5. Reduce sibilance and harshness
- Manual editing: Zoom into sibilant consonants (“s”, “sh”) and reduce amplitude with the gain tool or use the Envelope tool to lower those peaks slightly.
- De-esser workaround: If there’s no built-in de-esser, copy the track, apply a high-frequency cut (Effects → Equalizer) on the copy, then crossfade only over sibilant spots.
6. Equalization for clarity and warmth
- Low-cut (high-pass): Apply a gentle high-pass filter at 80–120 Hz to remove rumble and mic handling noise.
- Boost presence: Slightly boost frequencies around 2–5 kHz (+2 to +4 dB) to enhance intelligibility.
- Tame harsh highs: If the top end is brittle, reduce around 8–12 kHz by -1 to -3 dB. Use small, surgical adjustments and preview often.
7. Compression for consistent level
- Mild compression: Effects → Compressor. Set ratio 2:1 to 4:1, attack 5–20 ms, release 50–150 ms, and adjust threshold so the compressor reduces gain only on louder passages.
- Make-up gain: Apply a small make-up gain to restore perceived loudness after compression. Keep peaks below 0 dB (recommended peak ~ -3 dB).
8. Remove breaths and unwanted vocal noises
- Zoom & select breaths: Identify large breaths and reduce their amplitude manually or cut them if unnatural.

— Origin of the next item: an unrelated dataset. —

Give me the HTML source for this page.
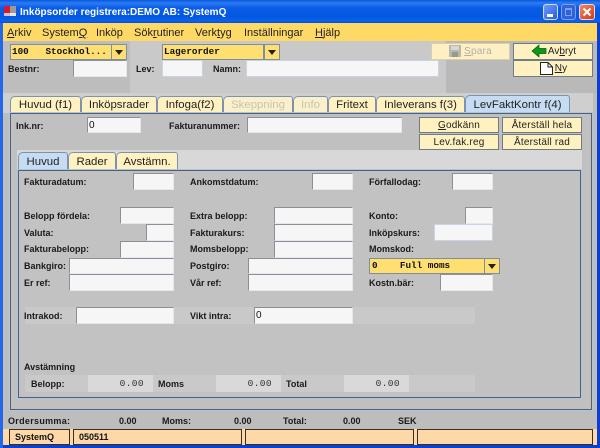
<!DOCTYPE html>
<html><head><meta charset="utf-8">
<style>
html,body{margin:0;padding:0;background:#c0c0c0}
#w{position:relative;width:600px;height:448px;overflow:hidden;background:#bdbdbd;font-family:"Liberation Sans",sans-serif;color:#111}
#w div,#w svg{position:absolute}
.l{font-size:9px;font-weight:bold;line-height:12px;white-space:nowrap;color:#1a1a1a}
.i{background:#f6f6f6;border:1px solid #a9b1bd;border-top-color:#8a8f98;border-left-color:#8a8f98;border-right-color:#e4e8ee;border-bottom-color:#e4e8ee;box-sizing:border-box;font-size:10px;line-height:16px;padding-left:1px}
.b{background:#fff2c0;border:1px solid #6f7c88;box-sizing:border-box;font-size:10px;line-height:15px;text-align:center;white-space:nowrap;color:#222;letter-spacing:.2px}
.t{background:#fff2c0;border:1px solid #7d93ad;border-bottom:none;border-radius:5px 3px 0 0;box-sizing:border-box;font-size:11.4px;line-height:17px;text-align:center;white-space:nowrap;color:#222}
.a{background:#c6dcf2}
.d{color:#c8c4ae}
.c{background:#ffdf70;border:1px solid #7f8da0;box-sizing:border-box;font-family:"Liberation Mono",monospace;font-weight:bold;font-size:9.3px;line-height:14px;padding-left:1px;white-space:pre;color:#111}
.cb{background:#ffdf70;border:1px solid #7f8da0;box-sizing:border-box}
.cb:after{content:"";position:absolute;left:3px;top:5px;border:4px solid transparent;border-top:5px solid #222;border-bottom:none}
.v{background:#d9d9d9;font-family:"Liberation Mono",monospace;font-size:9.5px;line-height:17px;text-align:right;padding-right:9px;box-sizing:border-box;color:#333;letter-spacing:.4px}
.s{background:#ffd8a8;border:1px solid #3a3020;box-sizing:border-box;font-size:9px;font-weight:bold;line-height:14px;padding-left:5px}
.m{top:26px;font-size:11px;line-height:14px;color:#222;white-space:nowrap}
u{text-decoration:underline}
</style></head><body>
<div id="w">
<!-- window frame -->
<div style="left:0;top:0;width:600px;height:448px;background:#0a3fd0"></div>
<div style="left:0;top:0;width:3px;height:448px;background:#2468ea"></div>
<div style="left:0;top:0;width:600px;height:23px;background:linear-gradient(#0a55dc 0,#2a7cf2 3px,#0a5ce6 8px,#0458e0 17px,#0a62ee 21px,#0650d0 23px)"></div>
<div style="left:3px;top:23px;width:594px;height:422px;background:#bdbdbd"></div>
<!-- title -->
<div style="left:4px;top:6px;width:6px;height:7px;background:#d81830"></div>
<div style="left:10px;top:6px;width:6px;height:7px;background:#9a9a9a"></div>
<div style="left:4px;top:13px;width:6px;height:3px;background:#c8c8c8"></div>
<div style="left:10px;top:13px;width:6px;height:3px;background:#e6e6e6"></div>
<div style="left:20px;top:6px;font-size:10px;font-weight:bold;line-height:14px;color:#fff;white-space:nowrap">Inköpsorder registrera:DEMO AB: SystemQ</div>
<!-- title buttons -->
<div style="left:543px;top:4px;width:15px;height:16px;box-sizing:border-box;border:1px solid #d0dcf8;border-radius:3px;background:linear-gradient(135deg,#6f9cf4,#2a5cdc)"></div>
<div style="left:547px;top:14px;width:6px;height:3px;background:#fff"></div>
<div style="left:561px;top:4px;width:15px;height:16px;box-sizing:border-box;border:1px solid #7fa0ec;border-radius:3px;background:#2f62dc"></div>
<div style="left:565px;top:8px;width:7px;height:8px;box-sizing:border-box;border:1px solid #7fa0ec;border-top-width:2px"></div>
<div style="left:579px;top:4px;width:16px;height:16px;box-sizing:border-box;border:1px solid #f0d8d0;border-radius:3px;background:linear-gradient(135deg,#ef8a68,#d03a18)"></div>
<svg style="left:579px;top:4px" width="16" height="16"><path d="M4.5 4.5L11.5 11.5M11.5 4.5L4.5 11.5" stroke="#fff" stroke-width="2"/></svg>
<!-- menu -->
<div style="left:3px;top:23px;width:594px;height:18px;background:#ffd966"></div>
<div class="m" style="left:7px"><u>A</u>rkiv</div>
<div class="m" style="left:42px">System<u>Q</u></div>
<div class="m" style="left:96px">Inköp</div>
<div class="m" style="left:134px">Sök<u>r</u>utiner</div>
<div class="m" style="left:195px">Verk<u>t</u>yg</div>
<div class="m" style="left:244px">Inställningar</div>
<div class="m" style="left:315px"><u>H</u>jälp</div>
<!-- top area -->
<div style="left:130px;top:41px;width:316px;height:52px;background:#c9c9c9"></div>
<div style="left:446px;top:41px;width:151px;height:52px;background:#b9b9b9"></div>
<div class="c" style="left:10px;top:44px;width:102px;height:16px">100   Stockhol...</div>
<div class="cb" style="left:111px;top:44px;width:16px;height:16px"></div>
<div class="c" style="left:162px;top:44px;width:102px;height:16px">Lagerorder</div>
<div class="cb" style="left:264px;top:44px;width:16px;height:16px"></div>
<div class="l" style="left:8px;top:63px">Bestnr:</div>
<div class="i" style="left:73px;top:60px;width:54px;height:17px"></div>
<div class="l" style="left:136px;top:63px">Lev:</div>
<div class="i" style="left:162px;top:60px;width:41px;height:17px;border-color:#c8d4e4"></div>
<div class="l" style="left:213px;top:63px">Namn:</div>
<div class="i" style="left:246px;top:60px;width:193px;height:17px;border-color:#c8d4e4"></div>
<div class="b d" style="left:431px;top:43px;width:79px;height:17px;background:#fff0c4;border-color:#d8d0ac;padding-left:15px;color:#b0b0a8"><u>S</u>para</div>
<svg style="left:449px;top:45px" width="12" height="12"><rect width="12" height="12" fill="#b8b8b0"/><rect x="2" y="1" width="8" height="4" fill="#d8d8d0"/><rect x="3" y="7" width="6" height="5" fill="#989890"/></svg>
<div class="b" style="left:513px;top:43px;width:80px;height:17px;padding-left:18px;letter-spacing:0"><span>Av<u>b</u>ryt</span></div>
<svg style="left:531px;top:44px" width="16" height="14"><path d="M1 7L8 1V4.5H15V9.5H8V13Z" fill="#0a9a18" stroke="#045c0c" stroke-width=".7"/></svg>
<div class="b" style="left:513px;top:60px;width:80px;height:17px;padding-left:16px"><u>N</u>y</div>
<svg style="left:540px;top:62px" width="13" height="13"><path d="M.5.5H8L12.5 5V12.5H.5Z" fill="#fff" stroke="#222"/><path d="M8 .5V5H12.5" fill="none" stroke="#222"/></svg>
<!-- outer tabs -->
<div style="left:3px;top:93px;width:590px;height:20px;background:#cfcfcf"></div>
<div class="t" style="left:10px;top:96px;width:71px;height:17px">Huvud (f1)</div>
<div class="t" style="left:81px;top:96px;width:76px;height:17px">Inköpsrader</div>
<div class="t" style="left:157px;top:96px;width:66px;height:17px">Infoga(f2)</div>
<div class="t d" style="left:223px;top:96px;width:70px;height:17px;background:#fbf0cc">Skeppning</div>
<div class="t d" style="left:293px;top:96px;width:35px;height:17px;background:#fbf0cc">Info</div>
<div class="t" style="left:328px;top:96px;width:48px;height:17px">Fritext</div>
<div class="t" style="left:376px;top:96px;width:89px;height:17px">Inleverans f(3)</div>
<div class="t a" style="left:465px;top:95px;width:105px;height:18px;line-height:19px">LevFaktKontr f(4)</div>
<!-- outer panel -->
<div style="left:9px;top:112px;width:584px;height:299px;box-sizing:border-box;border:1px solid #a9c6e6;background:#c0c0c0"></div>
<div style="left:10px;top:113px;width:582px;height:297px;box-sizing:border-box;border:1px solid #55606c;background:#c0c0c0"></div>
<!-- inner tab band -->
<div style="left:17px;top:150px;width:565px;height:20px;background:#d8d8d8"></div>
<div class="l" style="left:16px;top:120px">Ink.nr:</div>
<div class="i" style="left:87px;top:117px;width:54px;height:16px;line-height:15px">0</div>
<div class="l" style="left:169px;top:120px">Fakturanummer:</div>
<div class="i" style="left:247px;top:117px;width:155px;height:16px"></div>
<div class="b" style="left:419px;top:117px;width:80px;height:16px">
<u>G</u>odkänn</div>
<div class="b" style="left:502px;top:117px;width:80px;height:16px">Återställ hela</div>
<div class="b" style="left:419px;top:134px;width:80px;height:16px">Lev.fak.reg</div>
<div class="b" style="left:502px;top:134px;width:80px;height:16px">Återställ rad</div>
<!-- inner tabs -->
<div class="t a" style="left:18px;top:152px;width:50px;height:18px;line-height:18px">Huvud</div>
<div class="t" style="left:68px;top:152px;width:48px;height:18px;line-height:18px">Rader</div>
<div class="t" style="left:116px;top:152px;width:62px;height:18px;line-height:18px">Avstämn.</div>
<!-- inner panel -->
<div style="left:17px;top:169px;width:565px;height:230px;box-sizing:border-box;border:1px solid #a9c6e6;background:#c0c0c0"></div>
<div style="left:18px;top:170px;width:563px;height:228px;box-sizing:border-box;border:1px solid #55606c;background:#c2c2c2"></div>
<!-- fields -->
<div class="l" style="left:24px;top:176px">Fakturadatum:</div><div class="i" style="left:133px;top:173px;width:41px;height:17px"></div>
<div class="l" style="left:190px;top:176px">Ankomstdatum:</div><div class="i" style="left:312px;top:173px;width:41px;height:17px"></div>
<div class="l" style="left:369px;top:176px">Förfallodag:</div><div class="i" style="left:452px;top:173px;width:41px;height:17px"></div>

<div class="l" style="left:24px;top:210px">Belopp fördela:</div><div class="i" style="left:120px;top:207px;width:54px;height:17px"></div>
<div class="l" style="left:190px;top:210px">Extra belopp:</div><div class="i" style="left:274px;top:207px;width:79px;height:17px"></div>
<div class="l" style="left:369px;top:210px">Konto:</div><div class="i" style="left:465px;top:207px;width:28px;height:17px"></div>

<div class="l" style="left:24px;top:227px">Valuta:</div><div class="i" style="left:146px;top:224px;width:28px;height:17px"></div>
<div class="l" style="left:190px;top:227px">Fakturakurs:</div><div class="i" style="left:274px;top:224px;width:79px;height:17px"></div>
<div class="l" style="left:369px;top:227px">Inköpskurs:</div><div class="i" style="left:434px;top:224px;width:59px;height:17px;border-color:#c8d4e4"></div>

<div class="l" style="left:24px;top:243px">Fakturabelopp:</div><div class="i" style="left:120px;top:241px;width:54px;height:17px"></div>
<div class="l" style="left:190px;top:243px">Momsbelopp:</div><div class="i" style="left:274px;top:241px;width:79px;height:17px"></div>
<div class="l" style="left:369px;top:243px">Momskod:</div>

<div class="l" style="left:24px;top:260px">Bankgiro:</div><div class="i" style="left:69px;top:258px;width:105px;height:16px"></div>
<div class="l" style="left:190px;top:260px">Postgiro:</div><div class="i" style="left:248px;top:258px;width:105px;height:16px"></div>
<div class="c" style="left:369px;top:258px;width:116px;height:16px;padding-left:2px">0    Full moms</div><div class="cb" style="left:484px;top:258px;width:16px;height:16px"></div>

<div class="l" style="left:24px;top:277px">Er ref:</div><div class="i" style="left:69px;top:274px;width:105px;height:17px"></div>
<div class="l" style="left:190px;top:277px">Vår ref:</div><div class="i" style="left:248px;top:274px;width:105px;height:17px"></div>
<div class="l" style="left:369px;top:277px">Kostn.bär:</div><div class="i" style="left:440px;top:274px;width:53px;height:17px"></div>

<div style="left:25px;top:307px;width:450px;height:17px;background:#c9c9c9"></div>
<div class="l" style="left:24px;top:310px">Intrakod:</div><div class="i" style="left:76px;top:307px;width:98px;height:17px"></div>
<div class="l" style="left:190px;top:310px">Vikt intra:</div><div class="i" style="left:254px;top:307px;width:99px;height:17px">0</div>

<div class="l" style="left:24px;top:361px">Avstämning</div>
<div style="left:25px;top:375px;width:450px;height:17px;background:#c9c9c9"></div>
<div class="l" style="left:31px;top:378px">Belopp:</div><div class="v" style="left:88px;top:375px;width:65px;height:17px">0.00</div>
<div class="l" style="left:158px;top:378px">Moms</div><div class="v" style="left:216px;top:375px;width:65px;height:17px">0.00</div>
<div class="l" style="left:286px;top:378px">Total</div><div class="v" style="left:344px;top:375px;width:65px;height:17px">0.00</div>
<!-- footer -->
<div class="l" style="left:8px;top:415px;letter-spacing:.3px">Ordersumma:</div>
<div class="l" style="left:119px;top:415px">0.00</div>
<div class="l" style="left:162px;top:415px">Moms:</div>
<div class="l" style="left:234px;top:415px">0.00</div>
<div class="l" style="left:283px;top:415px">Total:</div>
<div class="l" style="left:343px;top:415px">0.00</div>
<div class="l" style="left:398px;top:415px">SEK</div>
<div style="left:3px;top:429px;width:594px;height:16px;background:#ffd8a8"></div>
<div class="s" style="left:9px;top:429px;width:61px;height:16px">SystemQ</div>
<div class="s" style="left:73px;top:429px;width:169px;height:16px">050511</div>
<div class="s" style="left:245px;top:429px;width:169px;height:16px"></div>
<div class="s" style="left:417px;top:429px;width:176px;height:16px"></div>
</div>
</body></html>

- Use fade handles: Apply short fades to avoid clicks when removing or lowering breaths.
9. Final polish
- Listen on multiple devices: Test on headphones, phone speaker, and laptop to ensure balance.
- Apply final normalize/limiter: Normalize to -1 to -3 dB or apply a soft limiter to catch remaining peaks.
- Export: File → Save as and choose WAV for highest quality or MP3 with a suitable bitrate (192–320 kbps) for distribution.
10. Quick checklist before exporting
- Backup original saved
- Noise reduction applied gently
- EQ enhances clarity without harshness
- Compression controlled and natural
- Breaths and clicks cleaned
- Peaks below -1 dB
Follow these steps to reduce noise and improve voice quality using Lexis Audio Editor. For problematic recordings, repeat gentle passes of noise reduction and EQ rather than extreme single-step changes to avoid artifacts.